Would you extract the whole listing below and retype it exactly?

* **Dataset content**
━━━━━━━━━━

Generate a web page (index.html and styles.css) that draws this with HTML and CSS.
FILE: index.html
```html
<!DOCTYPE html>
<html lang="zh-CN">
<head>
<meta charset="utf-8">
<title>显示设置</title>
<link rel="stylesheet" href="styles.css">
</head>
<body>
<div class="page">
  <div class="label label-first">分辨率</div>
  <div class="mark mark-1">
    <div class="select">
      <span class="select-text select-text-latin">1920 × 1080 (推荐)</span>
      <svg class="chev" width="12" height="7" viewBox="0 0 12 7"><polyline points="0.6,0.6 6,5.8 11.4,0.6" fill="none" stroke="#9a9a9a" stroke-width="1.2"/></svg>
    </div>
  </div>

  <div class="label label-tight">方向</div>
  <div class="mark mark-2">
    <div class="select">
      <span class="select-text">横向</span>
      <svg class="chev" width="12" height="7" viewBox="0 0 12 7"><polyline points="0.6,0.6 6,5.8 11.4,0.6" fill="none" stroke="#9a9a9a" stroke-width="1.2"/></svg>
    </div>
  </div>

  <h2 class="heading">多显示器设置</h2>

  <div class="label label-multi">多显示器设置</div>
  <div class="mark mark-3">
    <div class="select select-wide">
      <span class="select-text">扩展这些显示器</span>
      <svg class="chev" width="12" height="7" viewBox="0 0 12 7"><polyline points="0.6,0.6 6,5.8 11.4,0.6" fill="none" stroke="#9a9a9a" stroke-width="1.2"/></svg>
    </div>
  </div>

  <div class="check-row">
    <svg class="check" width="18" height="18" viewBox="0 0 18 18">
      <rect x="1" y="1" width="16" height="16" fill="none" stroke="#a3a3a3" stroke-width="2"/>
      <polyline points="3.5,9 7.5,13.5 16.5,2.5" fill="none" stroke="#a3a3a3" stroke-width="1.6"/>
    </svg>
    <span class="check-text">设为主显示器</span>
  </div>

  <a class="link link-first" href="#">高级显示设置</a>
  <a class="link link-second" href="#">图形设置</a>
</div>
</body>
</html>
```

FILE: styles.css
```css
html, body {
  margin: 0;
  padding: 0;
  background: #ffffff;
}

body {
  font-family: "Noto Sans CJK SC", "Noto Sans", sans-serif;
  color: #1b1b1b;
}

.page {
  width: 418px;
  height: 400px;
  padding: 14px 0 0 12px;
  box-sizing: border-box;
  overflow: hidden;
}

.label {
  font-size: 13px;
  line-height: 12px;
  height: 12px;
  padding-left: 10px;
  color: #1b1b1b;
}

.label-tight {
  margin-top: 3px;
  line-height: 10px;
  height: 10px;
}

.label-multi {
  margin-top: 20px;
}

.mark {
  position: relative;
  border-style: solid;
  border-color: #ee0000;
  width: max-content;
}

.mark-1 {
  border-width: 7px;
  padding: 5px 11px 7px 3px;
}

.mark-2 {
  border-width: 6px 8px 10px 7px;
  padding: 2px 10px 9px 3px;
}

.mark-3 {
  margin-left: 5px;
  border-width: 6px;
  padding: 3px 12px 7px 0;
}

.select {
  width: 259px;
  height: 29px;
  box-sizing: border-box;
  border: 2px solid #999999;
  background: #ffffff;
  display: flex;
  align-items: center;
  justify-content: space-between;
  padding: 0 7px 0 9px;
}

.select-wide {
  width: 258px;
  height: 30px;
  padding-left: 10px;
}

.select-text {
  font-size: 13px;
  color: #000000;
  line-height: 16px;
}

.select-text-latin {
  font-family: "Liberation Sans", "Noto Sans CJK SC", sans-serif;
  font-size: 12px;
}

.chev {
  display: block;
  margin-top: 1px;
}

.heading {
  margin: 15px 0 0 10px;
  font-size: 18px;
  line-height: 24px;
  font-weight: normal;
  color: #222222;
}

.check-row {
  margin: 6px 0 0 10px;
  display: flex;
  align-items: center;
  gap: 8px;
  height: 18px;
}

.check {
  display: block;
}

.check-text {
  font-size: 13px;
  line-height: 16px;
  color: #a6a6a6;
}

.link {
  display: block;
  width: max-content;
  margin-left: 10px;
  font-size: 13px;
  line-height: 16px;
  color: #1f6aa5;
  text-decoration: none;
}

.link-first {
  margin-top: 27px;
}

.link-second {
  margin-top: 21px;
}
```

━━━━━━━━━━

* **Written answer**
Generate a web page (index.html and styles.css) that draws this with HTML and CSS.
FILE: index.html
```html
<!DOCTYPE html>
<html lang="zh-CN">
<head>
<meta charset="utf-8">
<title>显示设置</title>
<link rel="stylesheet" href="styles.css">
</head>
<body>
<div class="page">
  <div class="label label-first">分辨率</div>
  <div class="mark mark-1">
    <div class="select">
      <span class="select-text select-text-latin">1920 × 1080 (推荐)</span>
      <svg class="chev" width="12" height="7" viewBox="0 0 12 7"><polyline points="0.6,0.6 6,5.8 11.4,0.6" fill="none" stroke="#9a9a9a" stroke-width="1.2"/></svg>
    </div>
  </div>

  <div class="label label-tight">方向</div>
  <div class="mark mark-2">
    <div class="select">
      <span class="select-text">横向</span>
      <svg class="chev" width="12" height="7" viewBox="0 0 12 7"><polyline points="0.6,0.6 6,5.8 11.4,0.6" fill="none" stroke="#9a9a9a" stroke-width="1.2"/></svg>
    </div>
  </div>

  <h2 class="heading">多显示器设置</h2>

  <div class="label label-multi">多显示器设置</div>
  <div class="mark mark-3">
    <div class="select select-wide">
      <span class="select-text">扩展这些显示器</span>
      <svg class="chev" width="12" height="7" viewBox="0 0 12 7"><polyline points="0.6,0.6 6,5.8 11.4,0.6" fill="none" stroke="#9a9a9a" stroke-width="1.2"/></svg>
    </div>
  </div>

  <div class="check-row">
    <svg class="check" width="18" height="18" viewBox="0 0 18 18">
      <rect x="1" y="1" width="16" height="16" fill="none" stroke="#a3a3a3" stroke-width="2"/>
      <polyline points="3.5,9 7.5,13.5 16.5,2.5" fill="none" stroke="#a3a3a3" stroke-width="1.6"/>
    </svg>
    <span class="check-text">设为主显示器</span>
  </div>

  <a class="link link-first" href="#">高级显示设置</a>
  <a class="link link-second" href="#">图形设置</a>
</div>
</body>
</html>
```

FILE: styles.css
```css
html, body {
  margin: 0;
  padding: 0;
  background: #ffffff;
}

body {
  font-family: "Noto Sans CJK SC", "Noto Sans", sans-serif;
  color: #1b1b1b;
}

.page {
  width: 418px;
  height: 400px;
  padding: 14px 0 0 12px;
  box-sizing: border-box;
  overflow: hidden;
}

.label {
  font-size: 13px;
  line-height: 12px;
  height: 12px;
  padding-left: 10px;
  color: #1b1b1b;
}

.label-tight {
  margin-top: 3px;
  line-height: 10px;
  height: 10px;
}

.label-multi {
  margin-top: 20px;
}

.mark {
  position: relative;
  border-style: solid;
  border-color: #ee0000;
  width: max-content;
}

.mark-1 {
  border-width: 7px;
  padding: 5px 11px 7px 3px;
}

.mark-2 {
  border-width: 6px 8px 10px 7px;
  padding: 2px 10px 9px 3px;
}

.mark-3 {
  margin-left: 5px;
  border-width: 6px;
  padding: 3px 12px 7px 0;
}

.select {
  width: 259px;
  height: 29px;
  box-sizing: border-box;
  border: 2px solid #999999;
  background: #ffffff;
  display: flex;
  align-items: center;
  justify-content: space-between;
  padding: 0 7px 0 9px;
}

.select-wide {
  width: 258px;
  height: 30px;
  padding-left: 10px;
}

.select-text {
  font-size: 13px;
  color: #000000;
  line-height: 16px;
}

.select-text-latin {
  font-family: "Liberation Sans", "Noto Sans CJK SC", sans-serif;
  font-size: 12px;
}

.chev {
  display: block;
  margin-top: 1px;
}

.heading {
  margin: 15px 0 0 10px;
  font-size: 18px;
  line-height: 24px;
  font-weight: normal;
  color: #222222;
}

.check-row {
  margin: 6px 0 0 10px;
  display: flex;
  align-items: center;
  gap: 8px;
  height: 18px;
}

.check {
  display: block;
}

.check-text {
  font-size: 13px;
  line-height: 16px;
  color: #a6a6a6;
}

.link {
  display: block;
  width: max-content;
  margin-left: 10px;
  font-size: 13px;
  line-height: 16px;
  color: #1f6aa5;
  text-decoration: none;
}

.link-first {
  margin-top: 27px;
}

.link-second {
  margin-top: 21px;
}
```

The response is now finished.